## Abstract

Numerical weather prediction (NWP) is a difficult task in chaotic dynamical regimes because of the strong sensitivity to initial conditions and physical parameters. As a result, high numerical accuracy is usually necessary. In this chapter, an accurate and efficient alternative to the traditional time stepping solution methods is presented; the time-spectral method. The generalized weighted residual method (GWRM) solves systems of nonlinear ODEs and PDEs using a spectral representation of time. Not being subject to CFL-like criteria, the GWRM typically employs time intervals two orders of magnitude larger than those of time-stepping methods. As an example, efficient solution of the chaotic Lorenz 1984 equations is demonstrated. The results indicate that the method has strong potential for NWP. Furthermore, employing spectral representations of physical parameters and initial values, families of solutions are obtained in a single computation. Thus, the GWRM is conveniently used for studies of system parameter dependency and initial condition error growth in NWP.

### Keywords

- NWP
- time-spectral
- chaotic
- error analysis
- initial condition

## 1. Introduction

Numerical methods are routinely used when modeling complex systems such as meteorological and atmospheric systems. These systems can be described by nonlinear ordinary and partial differential equations. Nonlinear systems in particular, as opposed to linear systems, constitute specific numerical challenges in terms of processing and memory requirements. In order to efficiently use the computer’s resources, it is important to choose a suitable numerical method [1].

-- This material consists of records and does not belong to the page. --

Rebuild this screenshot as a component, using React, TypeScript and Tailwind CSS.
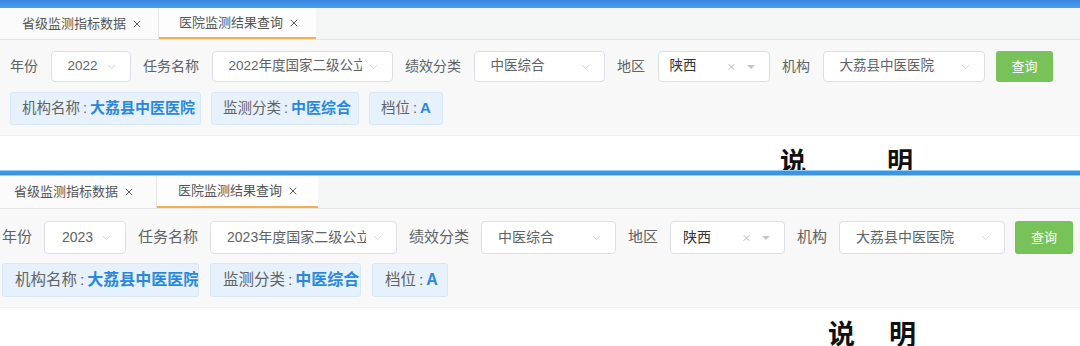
import * as React from "react"

type PanelCfg = {
  root: string
  bar: string
  tabBar: string
  tab1: string
  tab2: string
  filterBox: string
  row: string
  label: string
  value: string
  selects: string[]
  button: string
  tagRow: string
  tags: string[]
  tagText: string
  tagValue: string
  note: string
  noteGap: string
  year: string
  task: string
}

// the screenshot is two captures stacked, at slightly different scales
const panels: PanelCfg[] = [
  {
    root: "h-[170px]",
    bar: "h-[8px] bg-gradient-to-b from-[#3787df] to-[#4a9fe9]",
    tabBar: "h-[32px] text-[13px]",
    tab1: "w-[159px] pl-[22px]",
    tab2: "w-[157px] pl-[20px]",
    filterBox: "pt-[11px] pb-[10px] pl-[10px]",
    row: "h-[31px] gap-[12.5px]",
    label: "text-[14px]",
    value: "text-[13.5px]",
    selects: ["w-[80px] pl-[16px]", "w-[181px] pl-[16px]", "w-[131px] pl-[16px]", "w-[112px] pl-[11px]", "w-[162px] pl-[16px]"],
    button: "w-[57px] h-[31px] ml-[-1px]",
    tagRow: "mt-[10px] h-[33px] gap-[10px]",
    tags: ["w-[191px]", "w-[148px]", "w-[74px]"],
    tagText: "text-[14.5px] pl-[11px]",
    tagValue: "text-[15px]",
    note: "pt-[13px] pl-[780px] text-[26px]",
    noteGap: "gap-[81px]",
    year: "2022",
    task: "2022年度国家二级公立医院绩效考核",
  },
  {
    root: "h-[176px]",
    bar: "h-[6px] bg-[#3d95e2] border-t border-b border-[#8fd0f5]",
    tabBar: "h-[33px] text-[13px]",
    tab1: "w-[157px] pl-[14px]",
    tab2: "w-[161px] pl-[21px]",
    filterBox: "pt-[12px] pb-[10px] pl-[2px]",
    row: "h-[33px] gap-[12px]",
    label: "text-[15px]",
    value: "text-[14px]",
    selects: ["w-[82px] pl-[17px]", "w-[187px] pl-[16px]", "w-[135px] pl-[16px]", "w-[115px] pl-[12px]", "w-[166px] pl-[16px]"],
    button: "w-[58px] h-[33px] ml-[-2px]",
    tagRow: "mt-[9px] h-[34px] gap-[11px]",
    tags: ["w-[197px]", "w-[151px]", "w-[76px]"],
    tagText: "text-[15.5px] pl-[12px]",
    tagValue: "text-[16px]",
    note: "pt-[14px] pl-[828px] text-[27px]",
    noteGap: "gap-[34px]",
    year: "2023",
    task: "2023年度国家二级公立医院绩效考核",
  },
]

function Chevron() {
  return (
    <svg viewBox="0 0 10 6" className="absolute right-[14px] top-1/2 -translate-y-1/2 w-[9px] h-[5px]" fill="none" stroke="#c4c7cc" strokeWidth="0.9">
      <polyline points="0.5,0.5 5,5 9.5,0.5" />
    </svg>
  )
}

function Close({ className }: { className: string }) {
  return (
    <svg viewBox="0 0 10 10" className={className} fill="none" stroke="#555" strokeWidth="1.2">
      <line x1="1" y1="1" x2="9" y2="9" />
      <line x1="9" y1="1" x2="1" y2="9" />
    </svg>
  )
}

function Select({ cls, text, valueCls, region }: { cls: string; text: string; valueCls: string; region?: boolean }) {
  return (
    <div className={"relative h-full shrink-0 bg-white border border-[#dcdfe6] rounded-[4px] flex items-center overflow-hidden pr-[30px] " + cls}>
      <span className={"whitespace-nowrap overflow-hidden " + valueCls + (region ? " text-[#333]" : " text-[#606266]")}>{text}</span>
      {region ? (
        <>
          <Close className="absolute right-[34px] top-1/2 -translate-y-1/2 w-[7px] h-[7px] opacity-50" />
          <span className="absolute right-[14px] top-1/2 -translate-y-1/2 w-0 h-0 border-l-[4px] border-r-[4px] border-t-[4px] border-l-transparent border-r-transparent border-t-[#c0c4cc]" />
        </>
      ) : (
        <Chevron />
      )}
    </div>
  )
}

function Panel({ p }: { p: PanelCfg }) {
  const fields = [
    { label: "年份", value: p.year },
    { label: "任务名称", value: p.task },
    { label: "绩效分类", value: "中医综合" },
    { label: "地区", value: "陕西", region: true },
    { label: "机构", value: "大荔县中医医院" },
  ]
  const tags = [
    { k: "机构名称", v: "大荔县中医医院" },
    { k: "监测分类", v: "中医综合" },
    { k: "档位", v: "A" },
  ]
  return (
    <div className={"flex flex-col overflow-hidden " + p.root}>
      <div className={"shrink-0 " + p.bar} />

      {/* Tabs */}
      <div className={"shrink-0 flex bg-[#f4f5f5] border-b border-[#e3e5e6] text-[#555] " + p.tabBar}>
        <div className={"flex items-center gap-[7px] bg-[#fbfbfb] border-r border-[#e6e6e6] " + p.tab1}>
          <span>省级监测指标数据</span>
          <Close className="w-[8px] h-[8px]" />
        </div>
        <div className={"flex items-center gap-[7px] bg-[#fdfdfd] border-b-2 border-[#efb04d] " + p.tab2}>
          <span>医院监测结果查询</span>
          <Close className="w-[8px] h-[8px]" />
        </div>
      </div>

      {/* Filters */}
      <div className={"shrink-0 bg-[#f7f8f7] " + p.filterBox}>
        <div className={"flex items-center " + p.row}>
          {fields.map((f, i) => (
            <React.Fragment key={f.label}>
              <span className={"shrink-0 text-[#606266] " + p.label}>{f.label}</span>
              <Select cls={p.selects[i]} text={f.value} valueCls={p.value} region={f.region} />
            </React.Fragment>
          ))}
          <button className={"shrink-0 bg-[#77c35a] text-white text-[13px] rounded-[3px] " + p.button}>查询</button>
        </div>
        <div className={"flex " + p.tagRow}>
          {tags.map((t, i) => (
            <div
              key={t.k}
              className={"flex items-center bg-[#e7f1fb] border border-[#d6e7f7] rounded-[3px] whitespace-nowrap overflow-hidden " + p.tags[i] + " " + p.tagText}
            >
              <span className="text-[#606266]">{t.k}</span>
              <span className="text-[#606266] mx-[3px]">:</span>
              <span className={"font-bold text-[#2a88dc] " + p.tagValue}>{t.v}</span>
            </div>
          ))}
        </div>
      </div>

      {/* Note heading, cut off by the capture */}
      <div className="flex-1 bg-white border-t border-[#f0f0f0]">
        <div className={"flex leading-none font-bold text-[#111] " + p.note + " " + p.noteGap}>
          <span>说</span>
          <span>明</span>
        </div>
      </div>
    </div>
  )
}

export default function App() {
  return (
    <div className="w-[1080px] h-[346px] overflow-hidden bg-white font-['Liberation_Sans','Noto_Sans_CJK_SC',sans-serif]">
      {panels.map((p, i) => (
        <Panel key={i} p={p} />
      ))}
    </div>
  )
}
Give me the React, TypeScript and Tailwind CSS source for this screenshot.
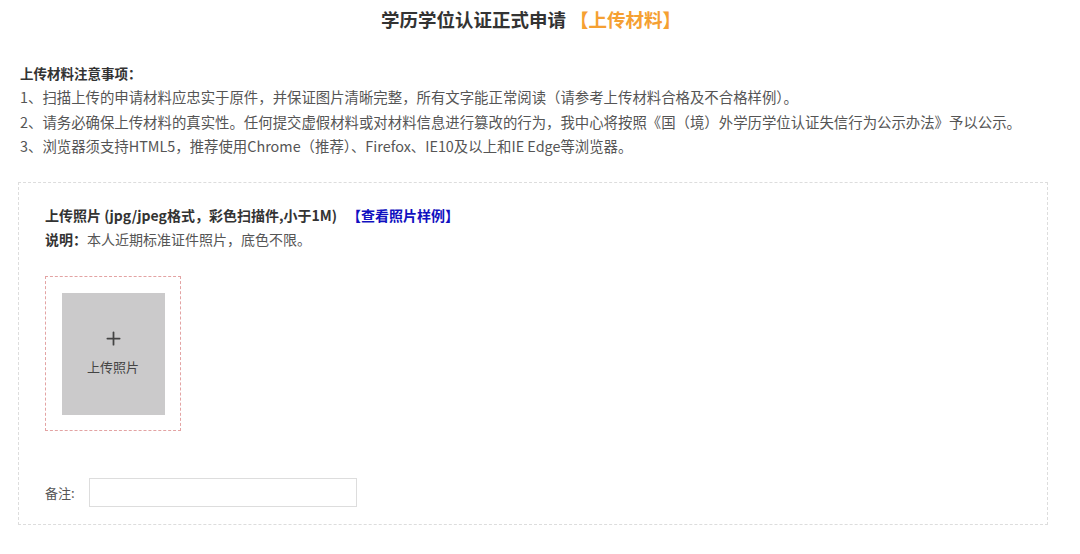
import { Plus } from 'lucide-react'

const FONT = { fontFamily: '"Noto Sans CJK SC", "Noto Sans", sans-serif' }

const notices = [
  '1、扫描上传的申请材料应忠实于原件，并保证图片清晰完整，所有文字能正常阅读（请参考上传材料合格及不合格样例）。',
  '2、请务必确保上传材料的真实性。任何提交虚假材料或对材料信息进行篡改的行为，我中心将按照《国（境）外学历学位认证失信行为公示办法》予以公示。',
  '3、浏览器须支持HTML5，推荐使用Chrome（推荐）、Firefox、IE10及以上和IE Edge等浏览器。',
]

export default function App() {
  return (
    <div className="w-[1080px] h-[554px] bg-white text-[#555]" style={FONT}>
      {/* Title */}
      <div className="pt-[6px] pr-[18px] h-[40px] text-center text-[18.5px] font-bold text-[#333] leading-[26px]">
        学历学位认证正式申请 <span className="text-[#f5a032]">【上传材料】</span>
      </div>

      {/* Notices */}
      <div className="px-[20px] pt-[21px] text-[14.4px] leading-[24.3px]">
        <div className="font-bold text-[#333] text-[13.5px]">上传材料注意事项：</div>
        {notices.map((line) => (
          <div key={line}>{line}</div>
        ))}
      </div>

      {/* Upload panel */}
      <div className="mx-[18px] mt-[24px] w-[1030px] h-[343px] border border-dashed border-[#ddd] px-[26px] pt-[20px]">
        <div className="text-[14px] leading-[24px] font-bold text-[#333]">
          上传照片 (jpg/jpeg格式，彩色扫描件,小于1M)
          <span className="ml-[10px] text-[#1010c0]">【查看照片样例】</span>
        </div>
        <div className="text-[14px] leading-[24px]">
          <span className="font-bold text-[#333]">说明：</span>本人近期标准证件照片，底色不限。
        </div>

        <div className="mt-[25px] w-[136px] h-[155px] border border-dashed border-[#e3a3a3] flex items-center justify-center">
          <div className="w-[103px] h-[122px] bg-[#cbcacb] flex flex-col items-center justify-center text-[#444]">
            <Plus size={21} strokeWidth={2} className="-mt-[2px]" />
            <div className="text-[13px] mt-[8px]">上传照片</div>
          </div>
        </div>

        <div className="mt-[47px] flex items-center text-[13px]">
          <span className="w-[44px]">备注:</span>
          <div className="w-[268px] h-[29px] border border-[#ddd] bg-white" />
        </div>
      </div>
    </div>
  )
}
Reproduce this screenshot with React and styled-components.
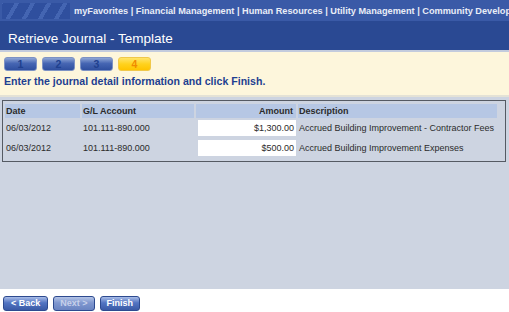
import React from 'react'
import styled, { createGlobalStyle } from 'styled-components'

const Global = createGlobalStyle`
    html, body { margin: 0; padding: 0; }
    body {
        font-family: "Liberation Sans", Arial, sans-serif;
        background: #ffffff;
        overflow: hidden;
    }
`

const Page = styled.div`
    width: 509px;
    height: 312px;
    display: flex;
    flex-direction: column;
`

const TopBar = styled.div`
    height: 21px;
    flex: 0 0 21px;
    background: #3a5aa7;
    display: flex;
    align-items: center;
    white-space: nowrap;
    overflow: hidden;
`

const Stripes = styled.div`
    flex: 0 0 68px;
    height: 16px;
    margin: 0 4px 0 2px;
    background: repeating-linear-gradient(
        -60deg,
        #2f4f9e 0px,
        #2f4f9e 10px,
        #4465b2 10px,
        #4465b2 14px
    );
`

const Menu = styled.div`
    color: #e9edf7;
    font-size: 9.2px;
    font-weight: bold;
`

const Header = styled.div`
    height: 31px;
    flex: 0 0 31px;
    background: #2a4993;
    border-bottom: 2px solid #c3cbdd;
    display: flex;
    align-items: flex-end;
    padding: 0 8px 4px;
    box-sizing: border-box;
    color: #ffffff;
    font-size: 13.5px;
`

const Band = styled.div`
    background: #fdf6dc;
    height: 45px;
    flex: 0 0 45px;
    padding: 5px 4px 0;
    box-sizing: border-box;
    border-bottom: 2px solid #e4e2d6;
`

const Steps = styled.div`
    display: flex;
    gap: 5px;
`

const Step = styled.div`
    width: 31px;
    height: 12px;
    border-radius: 3px;
    font-size: 10.5px;
    font-weight: bold;
    line-height: 13px;
    text-align: center;
    color: ${p => (p.$active ? '#f08a00' : '#20408e')};
    background: ${p =>
        p.$active
            ? 'linear-gradient(#ffe46a, #ffd21e 50%, #ffc400)'
            : 'linear-gradient(#8fa6d6, #4666b3 45%, #2f4f9f)'};
    border: 1px solid ${p => (p.$active ? '#f0c84a' : '#7d92c4')};
    overflow: hidden;
`

const Instruction = styled.div`
    margin-top: 4px;
    color: #1e3f91;
    font-size: 10.6px;
    font-weight: bold;
`

const Content = styled.div`
    flex: 1;
    background: #cdd4e1;
    padding: 3px 3px 0 2px;
`

const TableBox = styled.div`
    border: 1px solid #555a63;
    padding: 3px 8px 3px 2px;
`

const Grid = styled.div`
    display: grid;
    grid-template-columns: 75px 112px 100px 1fr;
    column-gap: 2px;
    font-size: 9px;
    color: #2b2b2b;
    white-space: nowrap;
`

const Head = styled.div`
    background: #b6c7e4;
    height: 14px;
    line-height: 14px;
    padding: 0 3px 0 1px;
    font-weight: bold;
    text-align: ${p => p.$align || 'left'};
`

const Cell = styled.div`
    height: 20px;
    display: flex;
    align-items: center;
    padding-left: 1px;
    justify-content: ${p => (p.$right ? 'flex-end' : 'flex-start')};
`

const AmountInput = styled.div`
    width: 98px;
    height: 16px;
    line-height: 16px;
    background: #ffffff;
    text-align: right;
    padding-right: 2px;
    box-sizing: border-box;
`

const Footer = styled.div`
    height: 23px;
    flex: 0 0 23px;
    display: flex;
    align-items: flex-start;
    gap: 5px;
    padding: 7px 3px 0;
    box-sizing: border-box;
`

const Button = styled.div`
    height: 13px;
    padding: 0 ${p => p.$pad || 6}px;
    border-radius: 3px;
    border: 1px solid #2d4a8f;
    background: ${p =>
        p.$disabled
            ? 'linear-gradient(#b4c4e6, #7f97cf 45%, #6a84c2)'
            : 'linear-gradient(#a9bde8, #5274c2 45%, #3a5aa6)'};
    color: ${p => (p.$disabled ? '#c7d1ea' : '#ffffff')};
    font-size: 9px;
    font-weight: bold;
    line-height: 13px;
`

const rows = [
    { date: '06/03/2012', acct: '101.111-890.000', amount: '$1,300.00', desc: 'Accrued Building Improvement - Contractor Fees' },
    { date: '06/03/2012', acct: '101.111-890.000', amount: '$500.00', desc: 'Accrued Building Improvement Expenses' },
]

export default function App() {
    return (
        <Page>
            <Global />
            <TopBar>
                <Stripes />
                <Menu>
                    myFavorites | Financial Management | Human Resources | Utility Management | Community Development
                </Menu>
            </TopBar>
            <Header>Retrieve Journal - Template</Header>
            <Band>
                <Steps>
                    <Step>1</Step>
                    <Step>2</Step>
                    <Step>3</Step>
                    <Step $active>4</Step>
                </Steps>
                <Instruction>Enter the journal detail information and click Finish.</Instruction>
            </Band>
            <Content>
                <TableBox>
                    <Grid>
                        <Head>Date</Head>
                        <Head>G/L Account</Head>
                        <Head $align="right">Amount</Head>
                        <Head>Description</Head>
                        {rows.map((r, i) => (
                            <React.Fragment key={i}>
                                <Cell>{r.date}</Cell>
                                <Cell>{r.acct}</Cell>
                                <Cell $right><AmountInput>{r.amount}</AmountInput></Cell>
                                <Cell>{r.desc}</Cell>
                            </React.Fragment>
                        ))}
                    </Grid>
                </TableBox>
            </Content>
            <Footer>
                <Button $pad={7}>&lt; Back</Button>
                <Button $pad={6} $disabled>Next &gt;</Button>
                <Button $pad={6}>Finish</Button>
            </Footer>
        </Page>
    )
}
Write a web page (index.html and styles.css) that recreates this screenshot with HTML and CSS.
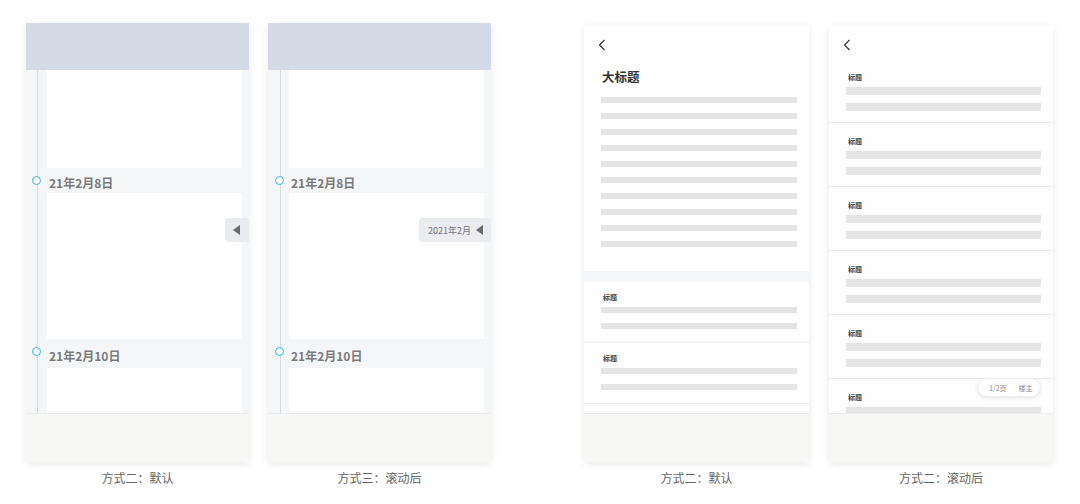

Typically, when solving initial value ODEs, it is common practice to use finite difference methods (FDM) that discretize the temporal domain into finite steps. Information from the initial state and previously computed steps are used to estimate the solution at a “future” discrete time step. This is an intuitive and powerful method because we can easily visualize the cause and effect of each step. However, the problem with these techniques when solving complex systems is that small temporal steps are required in order for a solution to be found. In order to acquire a stable solution, the Courant-Friedrichs-Lewy (CFL) condition needs to be satisfied when employing more accurate, explicit FDM, thus limiting time step length.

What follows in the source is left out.